Lake Nakuru - Conservation and Development
Africa/Madagascar > East Africa > Kenya
This project has been designed to set up pilot conservation awareness programmes around the Lake Nakuru National Park in Kenya to highlight the importance of conservation for human survival, quality of life, and sustainable development. Problem areas which the project will address include reduction of firewood consumption in order to protect the remaining forested areas, halting soil erosion, and prevention of water pollution in the Lake Nakuru catchment areas. The results will be widely publicized throughout Kenya.
The Lake Nakuru National Park is a world-famous conservation area and a designated Ramsar site. It faces ever increasing pressures from surrounding human development activities. This conservation area plays a valuable role in the Kenyan tourist industry, the largest foreign exchange earning sector of that country's economy. It is a national and international asset which clearly deserves protection.

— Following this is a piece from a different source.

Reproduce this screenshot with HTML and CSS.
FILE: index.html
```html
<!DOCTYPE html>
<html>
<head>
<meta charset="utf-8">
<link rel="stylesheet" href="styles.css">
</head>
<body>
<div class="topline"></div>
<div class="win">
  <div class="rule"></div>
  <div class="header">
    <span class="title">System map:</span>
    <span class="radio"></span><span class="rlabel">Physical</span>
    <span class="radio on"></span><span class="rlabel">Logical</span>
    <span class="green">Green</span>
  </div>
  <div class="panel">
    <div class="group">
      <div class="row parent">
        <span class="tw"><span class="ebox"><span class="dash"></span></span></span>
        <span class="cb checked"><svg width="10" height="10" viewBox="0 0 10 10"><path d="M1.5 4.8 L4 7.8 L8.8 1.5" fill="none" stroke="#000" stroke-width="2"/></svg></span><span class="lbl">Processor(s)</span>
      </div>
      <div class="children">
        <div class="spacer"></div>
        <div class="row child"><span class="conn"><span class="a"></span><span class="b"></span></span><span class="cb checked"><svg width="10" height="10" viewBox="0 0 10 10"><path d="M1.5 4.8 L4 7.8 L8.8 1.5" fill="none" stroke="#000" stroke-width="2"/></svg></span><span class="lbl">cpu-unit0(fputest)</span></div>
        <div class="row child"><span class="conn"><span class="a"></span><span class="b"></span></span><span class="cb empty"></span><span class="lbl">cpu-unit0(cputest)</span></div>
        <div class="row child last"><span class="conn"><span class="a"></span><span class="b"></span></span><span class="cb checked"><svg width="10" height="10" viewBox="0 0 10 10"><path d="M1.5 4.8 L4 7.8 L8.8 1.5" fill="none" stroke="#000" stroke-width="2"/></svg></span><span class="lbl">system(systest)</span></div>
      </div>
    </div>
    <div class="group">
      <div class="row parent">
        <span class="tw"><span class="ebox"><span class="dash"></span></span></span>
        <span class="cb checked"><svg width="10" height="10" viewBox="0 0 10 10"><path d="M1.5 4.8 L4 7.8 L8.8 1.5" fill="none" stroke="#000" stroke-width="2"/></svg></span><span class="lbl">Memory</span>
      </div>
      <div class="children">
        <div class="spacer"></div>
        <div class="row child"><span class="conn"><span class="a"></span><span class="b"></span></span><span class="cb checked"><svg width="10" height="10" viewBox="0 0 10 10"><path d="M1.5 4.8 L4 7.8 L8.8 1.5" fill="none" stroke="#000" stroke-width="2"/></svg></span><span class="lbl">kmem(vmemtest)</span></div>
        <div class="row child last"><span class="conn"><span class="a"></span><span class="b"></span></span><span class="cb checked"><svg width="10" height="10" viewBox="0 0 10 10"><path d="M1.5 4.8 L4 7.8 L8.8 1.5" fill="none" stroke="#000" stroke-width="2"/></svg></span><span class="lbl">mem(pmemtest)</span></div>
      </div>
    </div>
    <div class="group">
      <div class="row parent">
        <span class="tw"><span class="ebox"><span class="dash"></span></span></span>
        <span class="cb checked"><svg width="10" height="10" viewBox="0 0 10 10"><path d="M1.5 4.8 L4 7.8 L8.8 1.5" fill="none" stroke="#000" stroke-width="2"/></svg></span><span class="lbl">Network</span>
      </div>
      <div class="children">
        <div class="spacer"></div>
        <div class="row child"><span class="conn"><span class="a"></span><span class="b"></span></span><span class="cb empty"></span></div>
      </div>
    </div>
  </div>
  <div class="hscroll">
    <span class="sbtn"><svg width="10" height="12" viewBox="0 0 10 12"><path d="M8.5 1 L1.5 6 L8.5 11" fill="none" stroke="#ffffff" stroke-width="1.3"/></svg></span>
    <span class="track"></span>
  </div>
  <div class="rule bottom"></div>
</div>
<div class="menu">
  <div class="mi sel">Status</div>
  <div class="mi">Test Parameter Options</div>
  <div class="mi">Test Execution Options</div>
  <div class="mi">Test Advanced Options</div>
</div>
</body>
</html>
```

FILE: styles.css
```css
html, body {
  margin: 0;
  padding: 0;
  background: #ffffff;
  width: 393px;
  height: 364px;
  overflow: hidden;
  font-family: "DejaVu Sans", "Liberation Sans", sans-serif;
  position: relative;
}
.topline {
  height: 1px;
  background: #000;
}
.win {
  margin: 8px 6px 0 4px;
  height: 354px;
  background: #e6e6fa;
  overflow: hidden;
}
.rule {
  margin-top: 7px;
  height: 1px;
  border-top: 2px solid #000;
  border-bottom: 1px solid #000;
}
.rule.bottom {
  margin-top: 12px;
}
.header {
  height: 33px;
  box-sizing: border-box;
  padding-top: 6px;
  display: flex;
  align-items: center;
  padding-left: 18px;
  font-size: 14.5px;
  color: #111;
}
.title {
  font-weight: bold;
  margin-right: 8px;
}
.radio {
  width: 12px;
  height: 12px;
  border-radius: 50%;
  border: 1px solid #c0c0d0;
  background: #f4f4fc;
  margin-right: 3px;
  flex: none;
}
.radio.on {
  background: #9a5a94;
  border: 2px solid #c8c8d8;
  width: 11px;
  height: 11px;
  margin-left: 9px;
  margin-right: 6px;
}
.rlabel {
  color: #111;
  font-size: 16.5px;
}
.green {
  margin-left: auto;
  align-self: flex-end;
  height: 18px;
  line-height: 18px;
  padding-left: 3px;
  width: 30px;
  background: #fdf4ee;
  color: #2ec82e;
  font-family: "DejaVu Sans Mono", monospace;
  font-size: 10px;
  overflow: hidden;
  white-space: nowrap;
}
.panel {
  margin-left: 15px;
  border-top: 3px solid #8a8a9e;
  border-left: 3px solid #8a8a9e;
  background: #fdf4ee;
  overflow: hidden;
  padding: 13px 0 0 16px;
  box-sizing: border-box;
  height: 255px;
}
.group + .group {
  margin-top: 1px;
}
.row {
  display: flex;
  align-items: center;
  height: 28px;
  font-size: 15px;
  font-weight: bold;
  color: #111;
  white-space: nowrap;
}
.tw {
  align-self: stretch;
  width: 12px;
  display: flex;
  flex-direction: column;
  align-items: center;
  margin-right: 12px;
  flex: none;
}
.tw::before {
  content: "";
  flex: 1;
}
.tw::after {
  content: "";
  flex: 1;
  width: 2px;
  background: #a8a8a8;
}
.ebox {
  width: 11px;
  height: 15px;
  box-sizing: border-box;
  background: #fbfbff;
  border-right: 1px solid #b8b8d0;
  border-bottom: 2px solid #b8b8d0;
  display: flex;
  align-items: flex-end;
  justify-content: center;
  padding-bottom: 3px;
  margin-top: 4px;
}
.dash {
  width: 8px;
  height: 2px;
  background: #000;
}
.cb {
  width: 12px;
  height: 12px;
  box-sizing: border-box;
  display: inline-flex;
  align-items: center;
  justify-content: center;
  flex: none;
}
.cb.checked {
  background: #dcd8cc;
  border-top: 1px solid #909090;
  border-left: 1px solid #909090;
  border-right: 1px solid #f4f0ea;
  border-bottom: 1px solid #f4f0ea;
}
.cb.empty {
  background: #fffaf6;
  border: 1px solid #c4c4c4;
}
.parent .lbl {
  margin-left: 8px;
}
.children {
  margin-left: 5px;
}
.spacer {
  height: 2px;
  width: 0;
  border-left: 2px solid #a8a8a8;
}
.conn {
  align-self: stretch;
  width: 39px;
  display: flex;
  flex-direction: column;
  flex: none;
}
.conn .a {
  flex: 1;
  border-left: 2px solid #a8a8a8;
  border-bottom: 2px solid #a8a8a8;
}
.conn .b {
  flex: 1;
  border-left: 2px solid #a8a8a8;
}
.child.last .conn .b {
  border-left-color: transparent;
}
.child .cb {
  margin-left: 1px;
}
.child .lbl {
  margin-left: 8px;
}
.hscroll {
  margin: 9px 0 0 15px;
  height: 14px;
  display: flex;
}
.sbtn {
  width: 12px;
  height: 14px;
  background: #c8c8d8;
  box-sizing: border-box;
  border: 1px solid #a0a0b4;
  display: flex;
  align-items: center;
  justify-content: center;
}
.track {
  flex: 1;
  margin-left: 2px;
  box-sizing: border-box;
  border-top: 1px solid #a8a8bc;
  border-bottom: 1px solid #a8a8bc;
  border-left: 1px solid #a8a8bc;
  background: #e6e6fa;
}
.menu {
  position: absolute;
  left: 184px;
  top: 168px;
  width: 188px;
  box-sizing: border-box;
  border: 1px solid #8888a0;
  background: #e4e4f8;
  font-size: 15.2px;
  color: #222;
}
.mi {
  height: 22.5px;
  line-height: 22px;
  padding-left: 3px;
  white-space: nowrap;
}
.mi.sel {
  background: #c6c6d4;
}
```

WWF has been supporting the conservation of Lake Nakuru National Park for the past 25 years. This support has included the purchase of land to expand the park to an ecologically sustainable size, the establishment of a sanctuary for the black rhino and support for wildlife clubs and conservation education in the area.

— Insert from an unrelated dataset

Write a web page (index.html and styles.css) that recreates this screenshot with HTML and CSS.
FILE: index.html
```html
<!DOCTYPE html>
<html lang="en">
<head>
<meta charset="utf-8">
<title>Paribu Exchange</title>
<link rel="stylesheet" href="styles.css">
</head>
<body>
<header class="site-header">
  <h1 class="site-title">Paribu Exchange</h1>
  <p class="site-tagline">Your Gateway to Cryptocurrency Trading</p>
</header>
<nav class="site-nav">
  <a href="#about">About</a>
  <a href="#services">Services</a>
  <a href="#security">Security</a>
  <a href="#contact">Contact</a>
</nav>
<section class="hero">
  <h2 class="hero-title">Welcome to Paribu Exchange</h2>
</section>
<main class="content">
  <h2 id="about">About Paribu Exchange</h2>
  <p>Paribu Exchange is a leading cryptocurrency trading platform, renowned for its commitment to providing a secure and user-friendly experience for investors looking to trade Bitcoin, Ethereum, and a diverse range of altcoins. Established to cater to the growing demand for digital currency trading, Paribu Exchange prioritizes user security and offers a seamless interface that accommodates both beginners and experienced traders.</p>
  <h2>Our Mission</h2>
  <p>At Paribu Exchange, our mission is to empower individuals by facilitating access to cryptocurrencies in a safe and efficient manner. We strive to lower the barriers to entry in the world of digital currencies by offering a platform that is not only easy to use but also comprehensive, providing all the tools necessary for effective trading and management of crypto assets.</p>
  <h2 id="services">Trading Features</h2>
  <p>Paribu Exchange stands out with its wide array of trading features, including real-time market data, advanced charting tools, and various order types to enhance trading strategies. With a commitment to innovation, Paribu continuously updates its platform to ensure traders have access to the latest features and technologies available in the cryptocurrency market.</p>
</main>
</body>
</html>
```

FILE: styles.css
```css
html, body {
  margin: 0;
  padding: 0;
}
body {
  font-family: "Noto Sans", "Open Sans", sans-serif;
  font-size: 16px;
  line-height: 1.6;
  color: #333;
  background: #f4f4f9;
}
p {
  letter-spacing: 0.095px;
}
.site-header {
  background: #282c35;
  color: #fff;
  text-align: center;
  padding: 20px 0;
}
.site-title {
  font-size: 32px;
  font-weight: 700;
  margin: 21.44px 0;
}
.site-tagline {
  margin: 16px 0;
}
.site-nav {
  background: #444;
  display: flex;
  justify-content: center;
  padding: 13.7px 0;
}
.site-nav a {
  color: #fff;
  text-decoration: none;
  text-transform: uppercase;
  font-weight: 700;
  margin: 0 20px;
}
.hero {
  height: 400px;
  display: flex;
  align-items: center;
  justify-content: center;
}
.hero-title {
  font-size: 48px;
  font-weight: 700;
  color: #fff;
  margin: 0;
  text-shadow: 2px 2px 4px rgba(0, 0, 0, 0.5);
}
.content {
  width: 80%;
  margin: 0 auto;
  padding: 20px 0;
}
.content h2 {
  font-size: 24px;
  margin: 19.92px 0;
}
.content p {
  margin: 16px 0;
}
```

In 1988 WWF initiated the Lake Nakuru Conservation and Development project. The project has promoted the adoption of sound conservation practices in the developments within the lake's catchment area. During the period 1988 to 1991, the following critical problems were identified: soil erosion within the expanding agricultural settlements, resulting in declining agricultural productivity and increasing siltation of the lake; alteration in the hydrology of the catchment and the properties of the lake's water resources; pollution of the lake and the feeding rivers by domestic, industrial and agricultural pollutants; failure of land-use planning within the catchment to integrate environmental considerations into development strategies; alienation of the park's neighbours, due to the depredations of wildlife pests on agricultural crops and the absence of any mechanisms to encourage local residents to support the future survival of the park.
Since 1988 the project has received part funding from the United Kingdom's Department for International Development - Joint Funding Scheme (DFID-JFS). European Commission (EC) funding came on line in May 1995 to run concurrently with DFID-JFS funding.
1. Ensure the long-term protection of the Lake Nakuru ecosystem and its catchment through the protection of economically viable, conservation-based land-use and development.
2. Increase environmental awareness among members of the public and draw attention to the impact of human activity on Lake Nakuru National Park.
3. Promote and actively support environmental conservation and sustainable land use in the catchment basin.
4. Monitor the hydrology of the catchment and the human impacts on the lake's ecosystem, establish guidelines for long-term ecological monitoring of Lake Nakuru and make recommendations for water management.
5. Integrate environmental policies into the planning and management of developments within the catchment basin.